Перед ним прошли четверо. Первый, пожилой, лет пятидесяти, ефрейтор, пробыл за дверью двадцать пять минут и вышел, и лицо у него было спокойное, и он прошёл мимо Сёмина, не глядя, и Сёмин подумал, что спокойное лицо означает хороший результат, потому что плохой результат выглядит иначе. Второй, молодой, лет двадцати, совсем мальчик, пробыл тридцать минут и вышел с красными глазами, и тоже прошёл, и Сёмин подумал, что красные глаза не обязательно означают плохое, потому что человек мог плакать от того, что поверили, а не от того, что не поверили. Третий пробыл сорок минут. Четвёртый, крупный, с перебитым носом, бывший боксёр или просто человек, которому в жизни досталось по лицу больше, чем другим, пробыл пятьдесят пять минут, и когда вышел, лицо у него было не спокойное и не заплаканное, а пустое, и он сел на скамейку в коридоре и сидел, глядя в стену, и не уходил, и через десять минут из двери вышел боец, не конвойный, а просто боец, молодой, и тронул его за плечо, и сказал: «Пойдёмте, я провожу», и они ушли вместе, и Сёмин не знал, куда, и не спрашивал.
Потом вызвали его.
— Сёмин Алексей Николаевич?
— Так точно.
— Входите.
Комната была небольшая, метров двадцать, с двумя окнами, через которые входил серый февральский свет, и свет этот падал на стол, за которым сидели три человека, и Сёмин увидел их всех разом, одним взглядом, потому что привычка оценивать обстановку за секунду, которую он приобрёл на фронте и не потерял в лагере, включилась сама, без усилия.

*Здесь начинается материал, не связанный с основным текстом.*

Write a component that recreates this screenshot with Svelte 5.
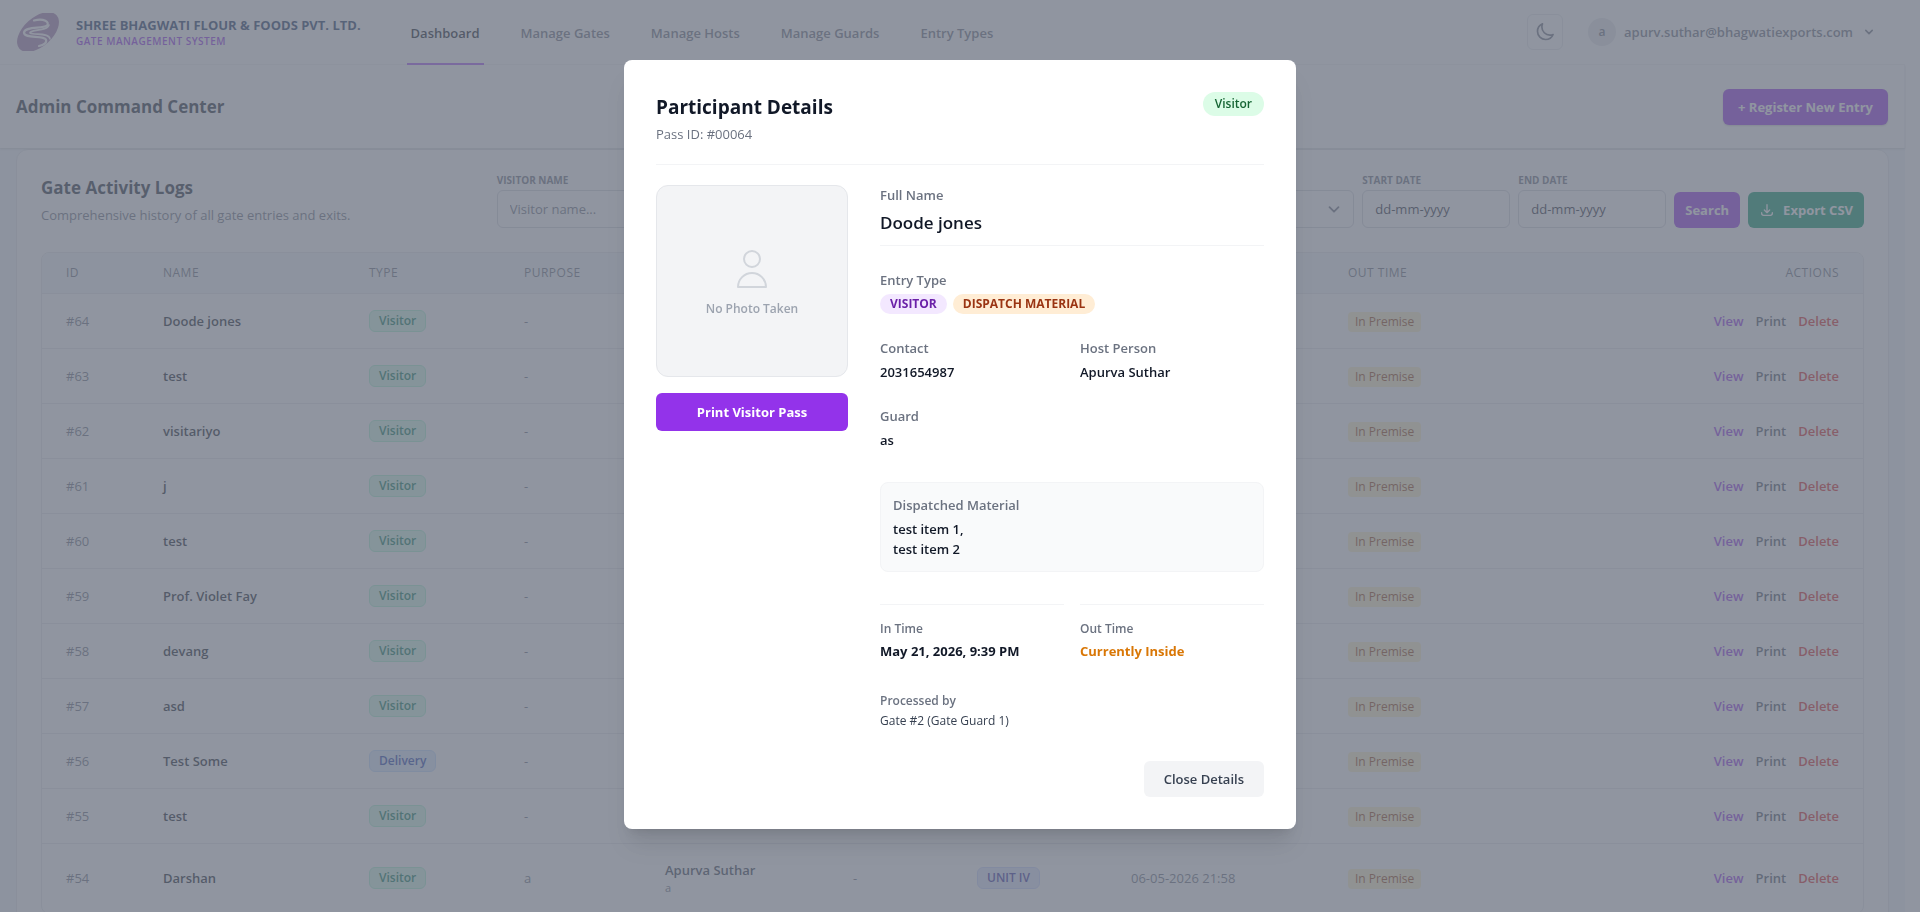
<script>
  const navLinks = ["Dashboard", "Manage Gates", "Manage Hosts", "Manage Guards", "Entry Types"];

  const entries = [
    { id: 64, name: "Doode jones", type: "Visitor", purpose: "-" },
    { id: 63, name: "test", type: "Visitor", purpose: "-" },
    { id: 62, name: "visitariyo", type: "Visitor", purpose: "-" },
    { id: 61, name: "j", type: "Visitor", purpose: "-" },
    { id: 60, name: "test", type: "Visitor", purpose: "-" },
    { id: 59, name: "Prof. Violet Fay", type: "Visitor", purpose: "-" },
    { id: 58, name: "devang", type: "Visitor", purpose: "-" },
    { id: 57, name: "asd", type: "Visitor", purpose: "-" },
    { id: 56, name: "Test Some", type: "Delivery", purpose: "-" },
    { id: 55, name: "test", type: "Visitor", purpose: "-" },
    {
      id: 54,
      name: "Darshan",
      type: "Visitor",
      purpose: "a",
      host: "Apurva Suthar",
      hostNote: "a",
      vehicle: "-",
      unit: "UNIT IV",
      inTime: "06-05-2026 21:58",
    },
  ];

  let showDetails = $state(true);
  let visitorName = $state("");
  let startDate = $state("");
  let endDate = $state("");

  function openDetails() {
    showDetails = true;
  }

  function closeDetails() {
    showDetails = false;
  }
</script>

<div class="app">
  <nav class="navbar">
    <a class="brand" href="/">
      <svg class="logo" viewBox="0 0 44 38" aria-hidden="true">
        <ellipse cx="22" cy="19" rx="25" ry="14.5" transform="rotate(-42 22 19)" fill="#a57fae" />
        <path
          d="M18 7.500C28 5 34 9 31 12.500C27 16 9 13 8 19.500C8 26 27 22 30 26.500C31 30 28 32 23 33"
          fill="none"
          stroke="#fff"
          stroke-width="2.2"
        />
        <path
          d="M14 19.5C16 16 31 18.500 33 12M14 20C18 22.500 33 19 34 26"
          fill="none"
          stroke="#fff"
          stroke-width="1.6"
        />
      </svg>
      <span class="brand-text">
        <span class="brand-name">SHREE BHAGWATI FLOUR &amp; FOODS PVT. LTD.</span>
        <span class="brand-sub">GATE MANAGEMENT SYSTEM</span>
      </span>
    </a>

    <div class="nav-links">
      {#each navLinks as link, i}
        <a href="/" class:active={i === 0}>{link}</a>
      {/each}
    </div>

    <div class="nav-right">
      <button class="theme-toggle" aria-label="Toggle theme">
        <svg viewBox="0 0 24 24" width="20" height="20">
          <path
            d="M21.752 15.002A9.718 9.718 0 0118 15.750c-5.385 0-9.750-4.365-9.750-9.750 0-1.330.266-2.597.748-3.752A9.753 9.753 0 003 11.250C3 16.635 7.365 21 12.750 21a9.753 9.753 0 009.002-5.998z"
          />
        </svg>
      </button>
      <button class="user-menu">
        <span class="avatar">a</span>
        <span>apurv.suthar@bhagwatiexports.com</span>
        <svg viewBox="0 0 20 20" width="16" height="16">
          <path d="M6 8l4 4 4-4" />
        </svg>
      </button>
    </div>
  </nav>

  <header class="page-header">
    <h1>Admin Command Center</h1>
    <button class="btn primary register">+ Register New Entry</button>
  </header>

  <main>
    <section class="card">
      <div class="card-head">
        <div>
          <h2>Gate Activity Logs</h2>
          <p>Comprehensive history of all gate entries and exits.</p>
        </div>

        <form class="filters" onsubmit={(e) => e.preventDefault()}>
          <div class="field wide">
            <label for="visitor-name">VISITOR NAME</label>
            <input id="visitor-name" type="text" placeholder="Visitor name..." bind:value={visitorName} />
          </div>
          <div class="field wide">
            <select aria-label="Type">
              <option value=""></option>
            </select>
          </div>
          <div class="field">
            <label for="start-date">START DATE</label>
            <input class="date" id="start-date" type="text" placeholder="dd-mm-yyyy" bind:value={startDate} />
          </div>
          <div class="field">
            <label for="end-date">END DATE</label>
            <input class="date" id="end-date" type="text" placeholder="dd-mm-yyyy" bind:value={endDate} />
          </div>
          <button class="btn primary search">Search</button>
          <button class="btn export" type="button">
            <svg viewBox="0 0 24 24" width="16" height="16">
              <path d="M4 16v1a3 3 0 003 3h10a3 3 0 003-3v-1m-4-4l-4 4m0 0l-4-4m4 4V4" />
            </svg>
            Export CSV
          </button>
        </form>
      </div>

      <div class="table-wrap">
        <table>
          <colgroup>
            <col class="c-id" />
            <col class="c-name" />
            <col class="c-type" />
            <col class="c-purpose" />
            <col class="c-host" />
            <col class="c-vehicle" />
            <col class="c-unit" />
            <col class="c-in" />
            <col />
            <col class="c-actions" />
          </colgroup>
          <thead>
            <tr>
              <th>ID</th>
              <th>NAME</th>
              <th>TYPE</th>
              <th>PURPOSE</th>
              <th></th>
              <th></th>
              <th></th>
              <th></th>
              <th>OUT TIME</th>
              <th class="right">ACTIONS</th>
            </tr>
          </thead>
          <tbody>
            {#each entries as entry (entry.id)}
              <tr>
                <td>#{entry.id}</td>
                <td class="name">{entry.name}</td>
                <td>
                  <span class="badge" class:delivery={entry.type === "Delivery"}>{entry.type}</span>
                </td>
                <td>{entry.purpose}</td>
                <td>
                  {#if entry.host}
                    <div class="host">{entry.host}</div>
                    <div class="host-note">{entry.hostNote}</div>
                  {/if}
                </td>
                <td>{entry.vehicle ?? ""}</td>
                <td>
                  {#if entry.unit}
                    <span class="badge unit">{entry.unit}</span>
                  {/if}
                </td>
                <td>{entry.inTime ?? ""}</td>
                <td><span class="premise">In Premise</span></td>
                <td>
                  <div class="actions">
                    <button class="view" onclick={openDetails}>View</button>
                    <button class="print">Print</button>
                    <button class="delete">Delete</button>
                  </div>
                </td>
              </tr>
            {/each}
          </tbody>
        </table>
      </div>
    </section>
  </main>
</div>

{#if showDetails}
  <div class="overlay">
    <div class="modal" role="dialog" aria-modal="true" aria-labelledby="modal-title">
      <div class="modal-head">
        <div>
          <h3 id="modal-title">Participant Details</h3>
          <p>Pass ID: #00064</p>
        </div>
        <span class="status">Visitor</span>
      </div>

      <div class="modal-body">
        <div class="photo-col">
          <div class="photo">
            <svg viewBox="0 0 24 24" width="48" height="48">
              <path d="M16 7a4 4 0 11-8 0 4 4 0 018 0zM12 14a7 7 0 00-7 7h14a7 7 0 00-7-7z" />
            </svg>
            <span>No Photo Taken</span>
          </div>
          <button class="btn print-pass">Print Visitor Pass</button>
        </div>

        <dl class="details">
          <div class="full name-row">
            <dt>Full Name</dt>
            <dd class="full-name">Doode jones</dd>
          </div>
          <div class="full">
            <dt>Entry Type</dt>
            <dd class="pills">
              <span class="pill purple">VISITOR</span>
              <span class="pill orange">DISPATCH MATERIAL</span>
            </dd>
          </div>
          <div>
            <dt>Contact</dt>
            <dd>2031654987</dd>
          </div>
          <div>
            <dt>Host Person</dt>
            <dd>Apurva Suthar</dd>
          </div>
          <div class="full">
            <dt>Guard</dt>
            <dd>as</dd>
          </div>
          <div class="full material">
            <dt>Dispatched Material</dt>
            <dd>test item 1,<br />test item 2</dd>
          </div>
          <div class="time">
            <dt>In Time</dt>
            <dd>May 21, 2026, 9:39 PM</dd>
          </div>
          <div class="time">
            <dt>Out Time</dt>
            <dd class="inside">Currently Inside</dd>
          </div>
          <div class="full processed">
            <dt>Processed by</dt>
            <dd>Gate #2 (Gate Guard 1)</dd>
          </div>
        </dl>
      </div>

      <div class="modal-foot">
        <button class="btn close" onclick={closeDetails}>Close Details</button>
      </div>
    </div>
  </div>
{/if}

<style>
  :global(body) {
    font-family: "Segoe UI", "Open Sans", "Noto Sans", sans-serif;
    font-size: 13px;
    line-height: 20px;
    color: #6b7280;
    background: #fff;
  }

  .app,
  .app *,
  .overlay,
  .overlay * {
    box-sizing: border-box;
  }

  h1,
  h2,
  h3,
  p,
  dl,
  dd {
    margin: 0;
  }

  button,
  input,
  select {
    font: inherit;
    color: inherit;
  }

  button {
    padding: 0;
    border: 0;
    background: none;
    cursor: pointer;
    white-space: nowrap;
  }

  a {
    color: inherit;
    text-decoration: none;
  }

  svg {
    flex: none;
    fill: none;
    stroke: currentColor;
    stroke-width: 2;
    stroke-linecap: round;
    stroke-linejoin: round;
  }

  .app {
    height: 100vh;
    overflow: hidden;
    padding-right: 15px;
  }

  /* Navigation */
  .navbar {
    display: flex;
    height: 65px;
    padding: 0 0 0 16px;
    border-bottom: 1px solid #f3f4f6;
  }

  .brand {
    display: flex;
    align-items: center;
    gap: 16px;
  }

  .logo {
    width: 44px;
    height: 38px;
    stroke: none;
  }

  .brand-text {
    display: flex;
    flex-direction: column;
    white-space: nowrap;
  }

  .brand-name {
    font-weight: 700;
    line-height: 18px;
    color: #1e3a66;
  }

  .brand-sub {
    font-size: 10px;
    font-weight: 600;
    line-height: 14px;
    letter-spacing: 0.5px;
    color: #9333ea;
  }

  .nav-links {
    display: flex;
    gap: 33px;
    margin: 0 0 -1px 46px;
    font-weight: 600;
  }

  .nav-links a {
    display: flex;
    align-items: center;
    padding: 2px 4px 0;
    border-bottom: 2px solid transparent;
    white-space: nowrap;
  }

  .nav-links a.active {
    color: #111827;
    border-color: #a855f7;
  }

  .nav-right {
    display: flex;
    align-items: center;
    gap: 25px;
    margin-left: auto;
    padding-right: 28px;
  }

  .theme-toggle {
    display: grid;
    place-items: center;
    width: 36px;
    height: 36px;
    border: 1px solid #e5e7eb;
    border-radius: 6px;
  }

  .user-menu {
    display: flex;
    align-items: center;
    gap: 8px;
    font-weight: 600;
  }

  .avatar {
    width: 28px;
    height: 28px;
    border-radius: 50%;
    background: #e5e7eb;
    font-size: 12px;
    line-height: 28px;
  }

  /* Page header */
  .page-header {
    position: relative;
    display: flex;
    align-items: center;
    justify-content: space-between;
    padding: 24px 16px 23px;
    border-right: 1px solid #f3f4f6;
    box-shadow: 0 1px 2px rgba(0, 0, 0, 0.15);
  }

  h1 {
    font-size: 17px;
    font-weight: 700;
    line-height: 28px;
    color: #1f2937;
  }

  .btn {
    height: 36px;
    border-radius: 6px;
    font-weight: 700;
  }

  .primary {
    color: #fff;
    background: #9333ea;
  }

  .register {
    padding: 0 15px;
    box-shadow: 0 1px 2px rgba(0, 0, 0, 0.2);
  }

  main {
    padding: 1px 16px 0;
    background: #f1f5f9;
  }

  .card {
    padding: 24px;
    border: 1px solid #e5e7eb;
    border-radius: 12px;
    background: #fff;
  }

  .card-head {
    display: flex;
    justify-content: space-between;
    align-items: flex-start;
    gap: 24px;
    margin-bottom: 24px;
  }

  h2 {
    font-size: 17px;
    font-weight: 700;
    line-height: 28px;
    color: #1f2937;
  }

  .card-head p {
    margin-top: 3px;
    white-space: nowrap;
  }

  /* Filters */
  .filters {
    display: flex;
    align-items: flex-end;
    gap: 8px;
    width: 75%;
  }

  .field {
    display: flex;
    flex-direction: column;
    width: 148px;
  }

  .field.wide {
    flex: 1;
  }

  .field label {
    margin-bottom: 4px;
    font-size: 10px;
    font-weight: 700;
    line-height: 12px;
  }

  .field input,
  .field select {
    width: 100%;
    height: 38px;
    padding: 0 12px;
    border: 1px solid #d1d5db;
    border-radius: 6px;
    background-color: #fff;
  }

  .field input::placeholder {
    color: #6b7280;
    opacity: 1;
  }

  .field .date::placeholder {
    color: #1f2937;
  }

  .field select {
    appearance: none;
    background-image: url("data:image/svg+xml,%3Csvg xmlns='http://www.w3.org/2000/svg' viewBox='0 0 20 20' fill='none' stroke='%236b7280' stroke-width='2' stroke-linecap='round' stroke-linejoin='round'%3E%3Cpath d='M5 8l5 5 5-5'/%3E%3C/svg%3E");
    background-position: right 10px center;
    background-repeat: no-repeat;
    background-size: 18px;
  }

  .search {
    padding: 0 11px;
  }

  .export {
    display: flex;
    align-items: center;
    gap: 8px;
    padding: 0 11px;
    color: #fff;
    background: #059669;
  }

  /* Table */
  .table-wrap {
    border: 1px solid #e5e7eb;
    border-radius: 8px;
    overflow: hidden;
  }

  table {
    width: 100%;
    table-layout: fixed;
    border-collapse: separate;
    border-spacing: 0;
  }

  .c-id {
    width: 97px;
  }

  .c-name {
    width: 206px;
  }

  .c-type {
    width: 155px;
  }

  .c-purpose {
    width: 141px;
  }

  .c-host {
    width: 188px;
  }

  .c-vehicle {
    width: 124px;
  }

  .c-unit {
    width: 154px;
  }

  .c-in,
  .c-actions {
    width: 217px;
  }

  th,
  td {
    padding: 0 24px;
    border-bottom: 1px solid #e5e7eb;
    text-align: left;
    white-space: nowrap;
  }

  th {
    height: 41px;
    background: #f3f7fa;
    font-size: 12px;
    font-weight: 500;
    letter-spacing: 0.5px;
  }

  th.right {
    text-align: right;
  }

  td {
    height: 55px;
  }

  tr:last-child td {
    height: 69px;
  }

  .name {
    font-weight: 600;
    color: #111827;
  }

  .host {
    font-weight: 600;
    color: #374151;
    line-height: 20px;
  }

  .host-note {
    font-size: 11px;
    line-height: 16px;
  }

  .badge {
    display: inline-block;
    padding: 0 9px;
    border: 1px solid #a7f3d0;
    border-radius: 6px;
    background: #d1fae5;
    color: #047857;
    font-size: 12px;
    font-weight: 600;
  }

  .badge.delivery {
    border-color: #bfdbfe;
    background: #dbeafe;
    color: #1e40af;
  }

  .badge.unit {
    border-color: #c7d2fe;
    background: #e0e7ff;
    color: #3730a3;
  }

  .premise {
    display: inline-block;
    padding: 0 7px;
    border-radius: 4px;
    background: #fef3c7;
    color: #92400e;
    font-size: 12px;
    font-weight: 500;
  }

  .actions {
    display: flex;
    justify-content: flex-end;
    gap: 12px;
  }

  .actions button {
    font-weight: 600;
  }

  .view {
    color: #9333ea;
  }

  .print {
    color: #4b5563;
  }

  .delete {
    color: #dc2626;
  }

  /* Modal */
  .overlay {
    position: fixed;
    inset: 0;
    display: flex;
    justify-content: center;
    align-items: flex-start;
    padding: 60px 16px;
    overflow: hidden;
    background: rgba(107, 114, 128, 0.75);
  }

  .modal {
    width: 100%;
    max-width: 672px;
    padding: 32px;
    border-radius: 8px;
    background: #fff;
    box-shadow:
      0 20px 25px -5px rgba(0, 0, 0, 0.1),
      0 8px 10px -6px rgba(0, 0, 0, 0.1);
  }

  .modal-head {
    display: flex;
    justify-content: space-between;
    align-items: flex-start;
    padding-bottom: 20px;
    margin-bottom: 20px;
    border-bottom: 1px solid #f3f4f6;
  }

  h3 {
    font-size: 19px;
    font-weight: 700;
    line-height: 30px;
    color: #111827;
  }

  .modal-head p {
    margin-top: 2px;
  }

  .status {
    padding: 2px 12px;
    border-radius: 12px;
    background: #dcfce7;
    color: #166534;
    font-size: 12px;
    font-weight: 600;
  }

  .modal-body {
    display: flex;
    gap: 32px;
  }

  .photo-col {
    width: 192px;
    flex: none;
  }

  .photo {
    display: flex;
    flex-direction: column;
    align-items: center;
    justify-content: center;
    gap: 8px;
    height: 192px;
    margin-bottom: 16px;
    border: 1px solid #e5e7eb;
    border-radius: 12px;
    background: #f3f4f6;
    color: #9ca3af;
    font-size: 12px;
    font-weight: 600;
    line-height: 16px;
  }

  .photo svg {
    color: #d1d5db;
    stroke-width: 1;
  }

  .print-pass {
    width: 100%;
    height: 38px;
    color: #fff;
    background: #9333ea;
  }

  .details {
    display: grid;
    grid-template-columns: 1fr 1fr;
    gap: 24px 16px;
    flex: 1;
  }

  .full {
    grid-column: 1 / -1;
  }

  dt {
    font-weight: 600;
  }

  dd {
    margin-top: 4px;
    font-weight: 600;
    color: #111827;
  }

  .name-row {
    padding-bottom: 8px;
    border-bottom: 1px solid #f3f4f6;
  }

  .full-name {
    font-size: 17px;
    line-height: 28px;
  }

  .pills {
    display: flex;
    gap: 6px;
  }

  .pill {
    padding: 0 10px;
    border-radius: 10px;
    font-size: 12px;
    font-weight: 700;
  }

  .purple {
    background: #f3e8ff;
    color: #6b21a8;
  }

  .orange {
    background: #ffedd5;
    color: #9a3412;
  }

  .material {
    margin: 8px 0;
    padding: 12px;
    border: 1px solid #f3f4f6;
    border-radius: 8px;
    background: #f9fafb;
  }

  .time {
    padding-top: 16px;
    border-top: 1px solid #f3f4f6;
  }

  .time dt,
  .processed {
    font-size: 12px;
    line-height: 16px;
  }

  .time dd {
    font-weight: 700;
  }

  .time .inside {
    color: #d97706;
  }

  .processed {
    margin-top: 8px;
  }

  .processed dd {
    font-weight: 400;
    color: #374151;
  }

  .modal-foot {
    display: flex;
    justify-content: flex-end;
    margin-top: 32px;
  }

  .close {
    padding: 0 20px;
    background: #f3f4f6;
    color: #374151;
    font-weight: 600;
  }
</style>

Первый, в центре, был капитан НКВД, и Сёмин определил это по петлицам и по форме, которая отличалась от армейской покроем и тканью, и капитану было лет сорок, и лицо у него было усталое, и глаза невыспавшиеся, и он смотрел на Сёмина не с подозрением и не с жалостью, а с тем ровным профессиональным вниманием, с каким смотрит врач на очередного пациента, зная, что пациентов много, и каждый требует времени, и времени на каждого мало. Фамилия его была Сотников, и Сёмин узнал это потому, что на столе перед ним лежала табличка с фамилией, и табличка эта, картонная, написанная от руки чёрными чернилами, была аккуратно установлена на подставке из согнутой скрепки, и в этой самодельной подставке было что-то, что Сёмину понравилось, хотя он не мог бы объяснить, что именно, может быть, то, что человек, который ставит на стол табличку с именем, хочет, чтобы его знали, а человек, который хочет, чтобы его знали, обычно не прячется за безымянностью, и это, может быть, хороший знак.
Второй сидел слева и был политрук, лет тридцати пяти, с круглым формальным лицом, в очках, и перед ним лежал блокнот, в котором он делал пометки карандашом, и карандаш был остро заточен, и в этой заточке была та же аккуратность, что и в табличке Сотникова, и Сёмин подумал, что люди, которые точат карандаши остро, обычно относятся к своей работе серьёзно, а люди, которые относятся к работе серьёзно, обычно не торопятся с выводами. Фамилия его была Земцов.
Третья сидела справа и была единственной женщиной, и Сёмин увидел её последней, потому что она сидела чуть в стороне, у окна, и свет падал ей на плечо, и лицо её было в тени. Ей было лет двадцать восемь, она была в гимнастёрке без петлиц, в юбке, и перед ней лежала папка с бумагами и ручка, и она записывала, и Сёмин понял, что она не допрашивает, а фиксирует, и это означало, что она юрист или делопроизводитель, и в обоих случаях её задача состояла в том, чтобы каждое слово, сказанное в этой комнате, было записано и сохранено. Фамилия её была Карпова, Лидия Сергеевна, и Сёмин прочитал её на обложке папки, которую она раскрыла.
— Садитесь, — сказал Сотников.
Сёмин сел на стул перед столом. Стул был деревянный, жёсткий, но не табурет и не скамейка, а именно стул, со спинкой, и это тоже было мелочью, которая что-то означала, потому что в лагере стульев не было, и в допросных комнатах Хаммельбурга, куда Сёмина вызывали дважды, один раз по поводу регистрации и один раз по поводу перевода в другой барак, стояла табуретка, привинченная к полу, и на ней нужно было сидеть прямо, не прислоняясь, и если прислонялся, конвойный стучал прикладом по спинке. Здесь спинка была, и к ней можно было прислониться, и никто не стучал.